New Day – dawn soundscapes from across Australia
Peter Mumme (keyboards and natural sounds recording)
ABC Classics 476 5712
TPT: 78’47”
reviewed by Alice Woode
The notion of recording the sounds of nature – bird song, waterfalls, erupting volcanos and the sound of, say, scurrying insects –neither new nor unusual. But when used with imagination and taste, such soundscapes can often provide absorbing, soothing listening.
Peter Mumme has put together a compilation entitled New Day on the ABC Classics label which sounds a labour of love. Mumme calls this collection a celebration of “the dawning of the new day in various locations around Australia”. It would have taken a very considerable investment of time and thought to come up with this collection which deserves pride of place in any collection of those who cherish the sound patterns of the great outdoors.
For those whose CDs are solely devoted to conventional repertoire, it might well require a leap of faith to listen closely to what is, in essence, random sounds of nature together with some manmade effects.

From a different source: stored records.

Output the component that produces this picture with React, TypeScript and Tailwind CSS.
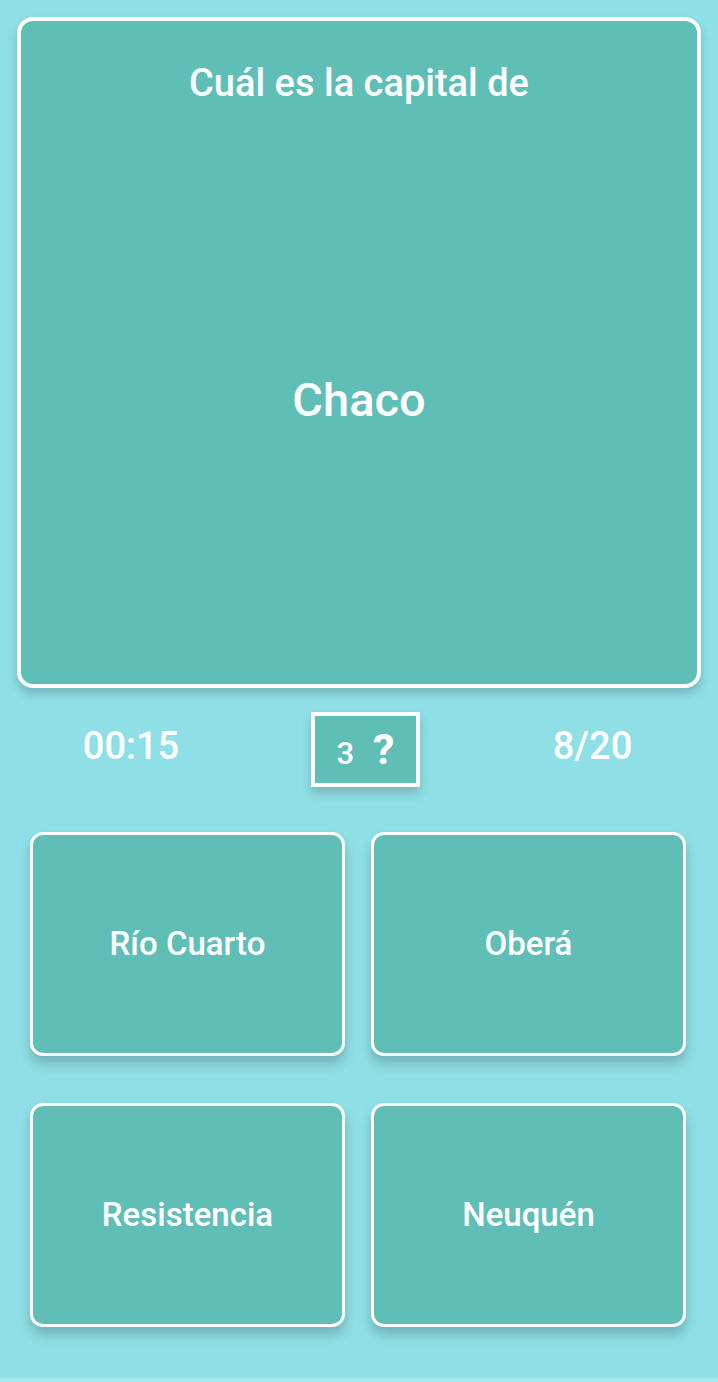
export default function App() {
  const answers = ["Río Cuarto", "Oberá", "Resistencia", "Neuquén"];

  return (
    <div
      className="w-[718px] h-[1382px] flex flex-col bg-[#8ee0e6] text-white"
      style={{ fontFamily: "Roboto, 'Liberation Sans', sans-serif" }}
    >
      {/* Question card */}
      <div className="px-[17px] pt-[17px]">
        <div className="h-[671px] flex flex-col rounded-[16px] border-[4px] border-white bg-[#5fbfb7] shadow-[0_6px_10px_rgba(0,0,0,0.18)]">
          <div className="pt-[40px] text-center text-[38px] font-medium leading-[45px]">
            Cuál es la capital de
          </div>
          <div className="flex-1 flex items-center justify-center pt-[10px] text-[47px] font-medium">
            Chaco
          </div>
        </div>
      </div>

      {/* Status row */}
      <div className="mt-[24px] h-[75px] flex items-center">
        <div className="w-[262px] text-center text-[38px] font-medium leading-none">
          <span className="relative -top-[4px]">00:15</span>
        </div>
        <div className="w-[109px] h-[75px] ml-[49px] flex items-center justify-center gap-[17px] border-[4px] border-white bg-[#5fbfb7] shadow-[0_6px_10px_rgba(0,0,0,0.18)]">
          <span className="text-[31px] font-medium leading-none mt-[8px] mr-[2px]">3</span>
          <span className="text-[43px] font-bold leading-none">?</span>
        </div>
        <div className="flex-1 pl-[47px] text-center text-[38px] font-medium leading-none">
          <span className="relative -top-[4px]">8/20</span>
        </div>
      </div>

      {/* Answers */}
      <div className="mt-[45px] pl-[30px] pr-[32px] grid grid-cols-2 gap-x-[26px] gap-y-[47px]">
        {answers.map((a) => (
          <div
            key={a}
            className="h-[224px] flex items-center justify-center rounded-[13px] border-[3px] border-white bg-[#5fbfb7] text-[33px] font-medium shadow-[0_8px_12px_rgba(0,0,0,0.2)]"
          >
            {a}
          </div>
        ))}
      </div>

      <div className="flex-1" />
      <div className="h-[4px] bg-[#a6e8ec]" />
    </div>
  );
}
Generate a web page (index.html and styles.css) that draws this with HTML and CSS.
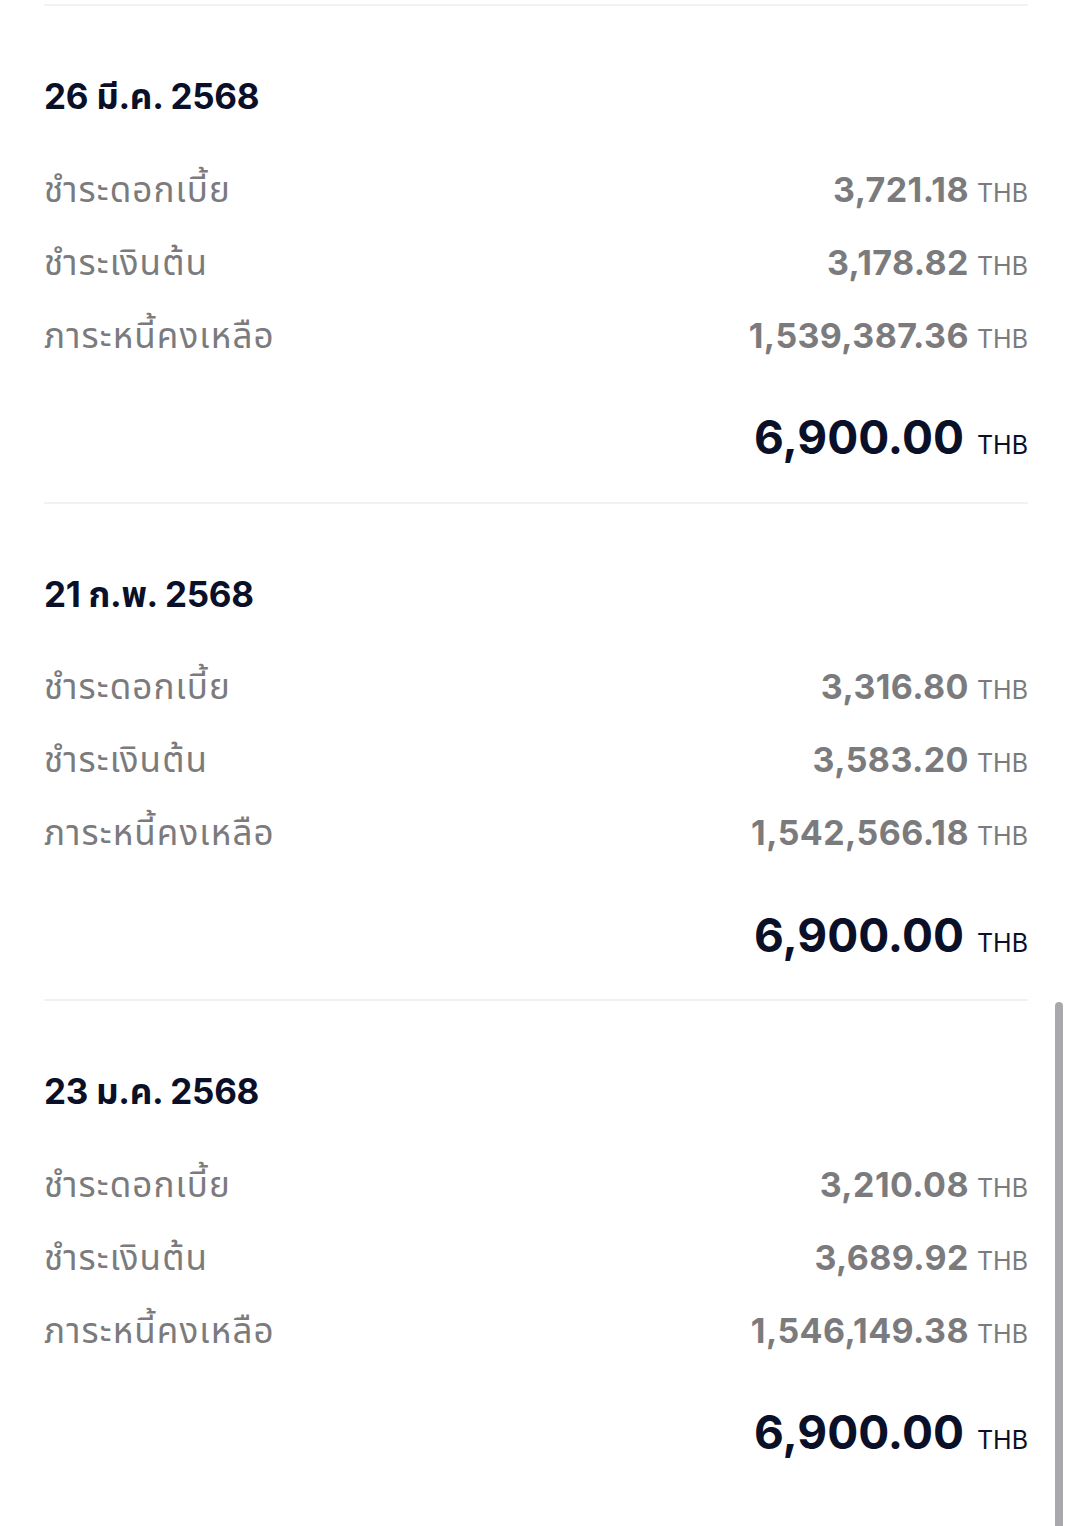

Of course, some with conservative listening tastes, those who reject out of hand just about anything which isn’t – or cannot be – written down on manuscript paper, will remain unconverted. So be it; it is their loss. But for those coming to this genre for the first time and with an open mind, the response may be anything from bewilderment to outrage, from delight to amazement, from intrigue to fascination – and conversion.
Having listened to a good deal of this sort of thing, I would say that Mumme’s compilation is well to the fore of similar initiatives. It’s consistently imaginative in its blending of nature and manmade sounds. For those with keen ears and an enquiring disposition, try to accurately identify the cry of a wattle bird, gang gang cockatoos, crickets and frogs. It’s a gently relaxing way of passing time. No on will wrongly identify a thunderstorm.
It’s been quite an odyssey on the part of Mumme who has traversed Australia to record sounds, among others, in the Daintree, Alice Springs, Kingslake National Park and Coomalie. There are fifteen pieces in all which represent, inter alia, the Victorian Highlands, coastal New South Wales and the Northern Territory.
Choose a favourite track to work its gentle magic. Mine is track 14, recorded in southern New South Wales, described in the liner notes as “cool morning – wet grass – small creek runs ove rocks - shrike thrush calls – magpies in background…..”.
Who needs Valium when this gentle, soothing composite sound picture is available at the flick of a switch? And it isn’t habit forming either.